◆ COLLECTED DATA ◆
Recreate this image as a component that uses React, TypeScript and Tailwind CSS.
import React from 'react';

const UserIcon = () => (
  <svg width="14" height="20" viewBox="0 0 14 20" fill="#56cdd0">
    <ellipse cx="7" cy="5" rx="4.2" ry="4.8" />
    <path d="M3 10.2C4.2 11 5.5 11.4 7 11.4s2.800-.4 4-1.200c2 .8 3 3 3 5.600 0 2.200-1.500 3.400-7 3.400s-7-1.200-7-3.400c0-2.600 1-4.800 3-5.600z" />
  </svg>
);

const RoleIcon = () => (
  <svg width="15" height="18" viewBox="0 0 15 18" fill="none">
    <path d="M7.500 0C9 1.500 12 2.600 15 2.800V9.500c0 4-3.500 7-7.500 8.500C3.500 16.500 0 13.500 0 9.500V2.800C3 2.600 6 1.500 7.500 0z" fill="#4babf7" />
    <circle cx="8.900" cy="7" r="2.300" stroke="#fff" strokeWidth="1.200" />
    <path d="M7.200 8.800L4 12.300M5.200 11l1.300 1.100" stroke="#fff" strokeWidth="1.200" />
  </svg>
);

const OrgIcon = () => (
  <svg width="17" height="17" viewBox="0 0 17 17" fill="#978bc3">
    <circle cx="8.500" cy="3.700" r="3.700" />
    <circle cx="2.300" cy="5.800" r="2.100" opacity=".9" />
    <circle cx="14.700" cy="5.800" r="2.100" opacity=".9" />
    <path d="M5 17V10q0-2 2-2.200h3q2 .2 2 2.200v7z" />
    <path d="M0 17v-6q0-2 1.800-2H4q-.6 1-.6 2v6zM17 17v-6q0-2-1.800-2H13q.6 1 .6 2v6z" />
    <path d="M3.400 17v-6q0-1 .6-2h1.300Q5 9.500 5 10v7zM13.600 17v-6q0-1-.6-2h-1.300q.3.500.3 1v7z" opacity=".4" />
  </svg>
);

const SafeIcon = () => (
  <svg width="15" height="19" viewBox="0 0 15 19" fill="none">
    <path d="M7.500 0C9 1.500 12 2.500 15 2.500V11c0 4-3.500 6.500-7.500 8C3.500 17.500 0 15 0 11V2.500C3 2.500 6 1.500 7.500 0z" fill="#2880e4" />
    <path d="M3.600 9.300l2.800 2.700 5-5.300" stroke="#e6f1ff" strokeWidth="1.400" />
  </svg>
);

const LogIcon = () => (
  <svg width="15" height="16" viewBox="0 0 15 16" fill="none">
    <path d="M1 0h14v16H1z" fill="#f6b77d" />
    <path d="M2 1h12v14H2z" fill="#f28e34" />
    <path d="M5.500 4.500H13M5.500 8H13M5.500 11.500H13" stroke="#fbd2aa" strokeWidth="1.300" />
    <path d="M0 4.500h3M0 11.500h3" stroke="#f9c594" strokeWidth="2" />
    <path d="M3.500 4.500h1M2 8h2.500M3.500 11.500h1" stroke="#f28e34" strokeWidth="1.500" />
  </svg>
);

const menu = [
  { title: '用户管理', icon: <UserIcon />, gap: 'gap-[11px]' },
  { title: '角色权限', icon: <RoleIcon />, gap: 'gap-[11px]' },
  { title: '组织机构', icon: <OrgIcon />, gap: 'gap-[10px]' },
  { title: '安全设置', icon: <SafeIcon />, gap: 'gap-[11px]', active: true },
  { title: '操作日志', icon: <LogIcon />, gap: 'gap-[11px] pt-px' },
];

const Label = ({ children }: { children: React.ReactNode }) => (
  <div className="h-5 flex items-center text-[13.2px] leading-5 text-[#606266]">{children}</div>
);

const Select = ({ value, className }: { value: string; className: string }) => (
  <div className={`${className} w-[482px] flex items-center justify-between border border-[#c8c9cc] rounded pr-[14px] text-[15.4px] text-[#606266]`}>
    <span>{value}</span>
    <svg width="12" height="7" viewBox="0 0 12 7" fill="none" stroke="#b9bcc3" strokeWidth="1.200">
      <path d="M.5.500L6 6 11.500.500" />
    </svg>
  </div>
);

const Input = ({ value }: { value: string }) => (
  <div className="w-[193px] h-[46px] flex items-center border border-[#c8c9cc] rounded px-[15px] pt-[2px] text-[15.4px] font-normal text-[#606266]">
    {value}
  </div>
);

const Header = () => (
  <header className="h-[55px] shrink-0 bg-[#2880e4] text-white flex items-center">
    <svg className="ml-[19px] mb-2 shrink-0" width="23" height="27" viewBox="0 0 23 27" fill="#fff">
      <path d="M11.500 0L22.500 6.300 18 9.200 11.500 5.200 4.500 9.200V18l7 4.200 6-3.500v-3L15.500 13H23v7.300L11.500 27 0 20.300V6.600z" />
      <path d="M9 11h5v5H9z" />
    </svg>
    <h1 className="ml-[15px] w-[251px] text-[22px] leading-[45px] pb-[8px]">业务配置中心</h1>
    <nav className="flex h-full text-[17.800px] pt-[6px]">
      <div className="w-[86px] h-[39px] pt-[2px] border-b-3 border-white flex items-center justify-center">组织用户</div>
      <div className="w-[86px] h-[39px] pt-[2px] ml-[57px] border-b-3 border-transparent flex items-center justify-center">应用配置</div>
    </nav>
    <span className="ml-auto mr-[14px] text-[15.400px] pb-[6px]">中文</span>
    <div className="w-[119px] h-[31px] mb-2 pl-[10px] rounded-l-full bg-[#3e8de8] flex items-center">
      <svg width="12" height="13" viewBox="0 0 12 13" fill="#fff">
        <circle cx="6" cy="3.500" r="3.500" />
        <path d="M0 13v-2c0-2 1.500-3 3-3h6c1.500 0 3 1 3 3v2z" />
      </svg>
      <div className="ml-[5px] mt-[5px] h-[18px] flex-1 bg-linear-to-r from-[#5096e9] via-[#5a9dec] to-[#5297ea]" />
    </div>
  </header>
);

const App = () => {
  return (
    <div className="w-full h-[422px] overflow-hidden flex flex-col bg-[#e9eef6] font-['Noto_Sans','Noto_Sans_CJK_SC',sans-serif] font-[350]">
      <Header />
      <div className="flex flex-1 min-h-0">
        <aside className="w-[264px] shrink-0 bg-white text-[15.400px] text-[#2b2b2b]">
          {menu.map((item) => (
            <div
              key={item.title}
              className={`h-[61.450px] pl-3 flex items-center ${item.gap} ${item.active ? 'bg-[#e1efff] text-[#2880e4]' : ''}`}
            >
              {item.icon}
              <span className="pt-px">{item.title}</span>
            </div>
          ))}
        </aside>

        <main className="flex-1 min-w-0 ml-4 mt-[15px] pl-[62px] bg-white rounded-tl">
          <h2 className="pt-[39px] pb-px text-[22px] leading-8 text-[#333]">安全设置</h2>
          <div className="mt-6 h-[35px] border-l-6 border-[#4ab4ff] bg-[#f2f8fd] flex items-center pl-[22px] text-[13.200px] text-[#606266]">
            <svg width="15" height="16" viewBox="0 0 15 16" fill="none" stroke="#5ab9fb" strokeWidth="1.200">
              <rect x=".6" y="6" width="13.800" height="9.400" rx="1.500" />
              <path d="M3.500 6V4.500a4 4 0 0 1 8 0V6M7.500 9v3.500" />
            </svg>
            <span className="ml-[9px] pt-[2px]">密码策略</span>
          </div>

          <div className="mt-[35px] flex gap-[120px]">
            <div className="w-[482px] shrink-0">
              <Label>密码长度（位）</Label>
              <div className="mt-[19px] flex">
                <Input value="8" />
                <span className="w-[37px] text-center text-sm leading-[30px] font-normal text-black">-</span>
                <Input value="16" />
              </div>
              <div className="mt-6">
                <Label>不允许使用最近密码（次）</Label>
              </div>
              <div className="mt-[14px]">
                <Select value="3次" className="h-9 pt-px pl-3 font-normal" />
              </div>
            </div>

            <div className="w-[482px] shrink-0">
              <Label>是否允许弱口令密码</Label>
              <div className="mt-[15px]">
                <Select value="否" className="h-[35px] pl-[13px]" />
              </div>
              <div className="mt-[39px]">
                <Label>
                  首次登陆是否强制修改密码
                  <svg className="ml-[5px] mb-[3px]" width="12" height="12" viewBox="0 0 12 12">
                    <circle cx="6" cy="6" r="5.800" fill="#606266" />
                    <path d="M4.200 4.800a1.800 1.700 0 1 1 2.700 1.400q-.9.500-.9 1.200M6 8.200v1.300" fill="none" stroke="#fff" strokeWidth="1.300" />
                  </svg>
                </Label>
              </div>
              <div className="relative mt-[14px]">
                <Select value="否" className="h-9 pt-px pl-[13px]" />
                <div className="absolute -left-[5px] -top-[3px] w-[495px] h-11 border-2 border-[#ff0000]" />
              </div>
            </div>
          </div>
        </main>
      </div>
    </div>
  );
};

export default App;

◆ STATED PROBLEM ◆
Show every line of the listing in which the string "React" can be found.

◆ PROBLEM SOLUTION ◆
Recreate this image as a component that uses React, TypeScript and Tailwind CSS.
import React from 'react';
const Label = ({ children }: { children: React.ReactNode }) => (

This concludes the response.